Some argue that we do in fact have a combination of church and state, right now, in the West. Namely, that the state religion is the Modernist cult of globohomo. On the surface, this seems to contain some truth, but as I have analyzed at length elsewhere, wokeism, or what I call Late Stage Leftism, is not a religion. Rather, the state cult is closely analogous to late Roman practice, where none of the traditional indicia we associate with religion, such as accepting burdens, are present, but the state will punish you if you do not burn incense at the altars erected everywhere. (You could argue that the real Roman religion was the mos maiorum, but we have no modern equivalent.) Today there is, however, no religious authority aside from the myrmidons of the state itself, and thus neither symphony, nor caesaropapism, just a set of filthy and destructive practices mandated by the weak rulers of a dying society.
So what structure should Foundationalism have? Probably a form of symphony that tends toward caesaropapism. After all, if the rulers are virtuous (the ideal has always been the rule of Justinian), conflicts with the religious authorities will be modest in scope. The primary role here for religious authorities, as it relates to the state, will be to take the role of Saint Ambrose (whose feast day, as it happens, is today)—to guide, and where necessary, to rebuke the secular authorities for straying from the straight path. But Foundationalism is not an ideology and does not guarantee perfection, or promise bad times will be avoided. Maximizing societal flourishing is the goal, and what might be called “tilted symphony” is likely to be the optimal structure for a strongly Christian society that has a state of very limited ends, but unlimited means. For, after all, many of the problems resulting from conflicts between church and state can be alleviated by having a narrowly-purposed state and having much of society run on principles of subsidiarity, leaving less to argue about.
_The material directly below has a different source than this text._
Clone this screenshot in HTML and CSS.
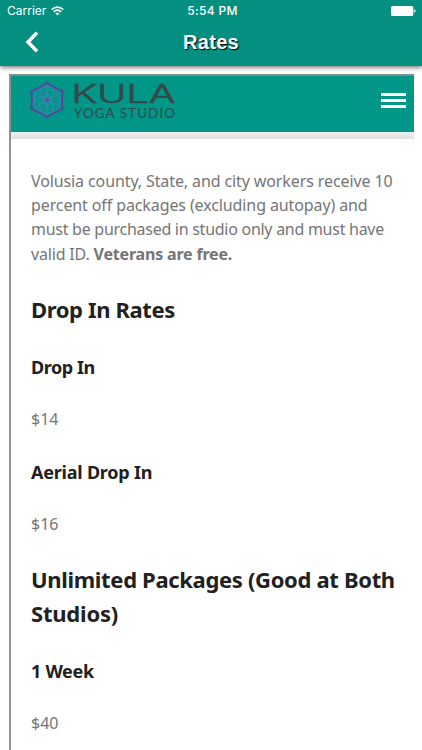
FILE: index.html
```html
<!DOCTYPE html>
<html lang="en">
<head>
<meta charset="utf-8">
<title>Rates</title>
<link rel="stylesheet" href="styles.css">
</head>
<body>
<header class="app-bar">
  <div class="status">
    <div class="carrier"><span>Carrier</span>
      <svg width="13" height="10" viewBox="0 0 13 10" fill="none" stroke="#fff" stroke-width="1.6"><path d="M.7 3.6Q6.5-1.5 12.3 3.6M2.8 5.8Q6.5 2.5 10.2 5.8"/><path d="M6.5 9.5 4.4 7.4Q6.5 5.7 8.6 7.4Z" fill="#fff" stroke="none"/></svg>
    </div>
    <span class="time">5:54 PM</span>
    <svg class="battery" width="25" height="10" viewBox="0 0 25 10" fill="#fff"><rect width="22.3" height="10" rx="1.5"/><path d="M23.2 3.3q1.4.3 1.4 1.7t-1.4 1.7z"/></svg>
  </div>
  <div class="nav">
    <svg class="back" width="14" height="22" viewBox="0 0 14 22" fill="none" stroke="#fff" stroke-width="3.5"><path d="M12 1.6 3 11l9 9.4"/></svg>
    <h1>Rates</h1>
  </div>
</header>
<main class="frame">
  <div class="site-header">
    <svg class="logo" width="150" height="42" viewBox="0 0 150 42">
      <g fill="none" stroke="#3a86b4" stroke-width=".8">
        <circle cx="18" cy="19" r="14"/><circle cx="18" cy="19" r="5"/>
        <circle cx="18" cy="12" r="7"/><circle cx="18" cy="26" r="7"/><circle cx="12" cy="15.5" r="7"/><circle cx="24" cy="15.5" r="7"/><circle cx="12" cy="22.5" r="7"/><circle cx="24" cy="22.5" r="7"/>
        <path d="M18 5v28M6 12l24 14M6 26l24-14"/>
      </g>
      <path d="M18 1.7Q25 6.8 33.6 10.2Q32.6 19 33.6 27.8Q25 31.2 18 36.3Q11 31.2 2.4 27.8Q3.4 19 2.4 10.2Q11 6.8 18 1.7Z" fill="none" stroke="#584498" stroke-width="1.9"/>
      <circle cx="18" cy="19" r="2" fill="#6547a0"/>
      <text class="brand" x="42.5" y="22" textLength="104" lengthAdjust="spacingAndGlyphs">KULA</text>
      <text class="tagline" x="45" y="36.7" textLength="101" lengthAdjust="spacing">YOGA STUDIO</text>
    </svg>
    <svg class="menu" width="25" height="16" viewBox="0 0 25 16" fill="#fff"><path d="M0 0h25v3H0zM0 6h25v3H0zM0 12h25v3H0z"/></svg>
  </div>
  <div class="header-shadow"></div>
  <article class="content">
    <p><span class="line l1">Volusia county, State, and city workers receive 10</span> <span class="line l2">percent off packages (excluding autopay) and</span> <span class="line l3">must be purchased in studio only and must have</span> <span class="line l4">valid ID. <strong>Veterans are free.</strong></span></p>
    <h2 class="drop">Drop In Rates</h2>
    <h3 class="dropin">Drop In</h3>
    <p>$14</p>
    <h3 class="aerial">Aerial Drop In</h3>
    <p>$16</p>
    <h2><span class="line u1">Unlimited Packages (Good at Both</span> <span class="line u2">Studios)</span></h2>
    <h3 class="week">1 Week</h3>
    <p>$40</p>
  </article>
</main>
</body>
</html>
```
FILE: styles.css
```css
* { box-sizing: border-box; }
body {
  margin: 0;
  height: 750px;
  overflow: hidden;
  background: #fff;
  font-family: "Noto Sans", sans-serif;
}
svg { display: block; flex: none; }
.app-bar {
  height: 66px;
  color: #fff;
  background: #048f81;
  box-shadow: 0 1px 5px rgba(0, 0, 0, .65);
}
.status {
  display: grid;
  grid-template-columns: 1fr auto 1fr;
  align-items: center;
  height: 22px;
  padding: 0 6px 0 7px;
  font: 12px/22px Inter, sans-serif;
}
.carrier { display: flex; align-items: center; gap: 5px; }
.time { padding-left: 2px; font-weight: 500; letter-spacing: .3px; }
.battery { justify-self: end; }
.nav {
  display: grid;
  grid-template-columns: 60px 1fr 60px;
  align-items: center;
  height: 40px;
}
.back { margin-left: 25px; }
h1 {
  margin: 0;
  text-align: center;
  font: bold 20px/40px "Liberation Sans", sans-serif;
  letter-spacing: .35px;
  text-shadow: 1px 1px 1px #000;
}
.frame {
  height: 676px;
  margin: 8px 8px 0 9px;
  border-top: 2px solid #7b918e;
  border-left: 2px solid #919191;
}
.site-header {
  display: flex;
  align-items: flex-start;
  justify-content: space-between;
  height: 56px;
  padding: 5px 8px 0 18px;
  background: #009688;
}
.logo { overflow: visible; }
.menu { margin-top: 12px; }
.brand { font: 300 25px Inter, sans-serif; fill: #35484b; stroke: #35484b; stroke-width: .6px; }
.tagline { font: 13.5px Lato, sans-serif; fill: #35484b; }
.header-shadow {
  height: 7px;
  background: linear-gradient(#f0f0f0, #dedede);
}
.content {
  display: flex;
  flex-direction: column;
  gap: 26.6px;
  padding: 29.5px 0 0 20px;
  white-space: nowrap;
}
.content p, .content h2, .content h3 { margin: 0; }
.content p { color: #757575; font-size: 16px; line-height: 24.4px; }
.content h2 {
  margin: -1px 0 1px;
  color: #212121;
  font-size: 22px;
  line-height: 34px;
}
.content h3 {
  padding-top: 1px;
  margin-bottom: -1px;
  color: #212121;
  font-size: 18px;
  line-height: 27px;
}
.line { display: block; }
.l1, .l2 { letter-spacing: -.11px; }
.l3 { letter-spacing: -.27px; }
.l4 { letter-spacing: -.18px; }
.drop { letter-spacing: -.38px; }
.dropin { letter-spacing: -.43px; }
.aerial { letter-spacing: -.22px; }
.u1 { letter-spacing: -.33px; }
.u2 { letter-spacing: -.2px; }
.week { letter-spacing: -.3px; }
```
Yes, I am perfectly well aware that this analysis leaves aside a crucial matter, which is what brand of Christianity will be the religion of the state. It cannot be non-denominational Christianity; someone must rule, in religion as in the state. And there is a wide gulf between, say, Orthodoxy and Reformed Christianity, even if both are very open to cooperation with the state in principle. This is a topic for another day, but the short answer is that this question is probably dictated by the religion of the populace. As I say, rebirth of virtue necessarily implies a rebirth of strong religious belief, and this belief will necessarily take on some dominant character, from which the state will organically take its cues. What we will not have is separation of church and state.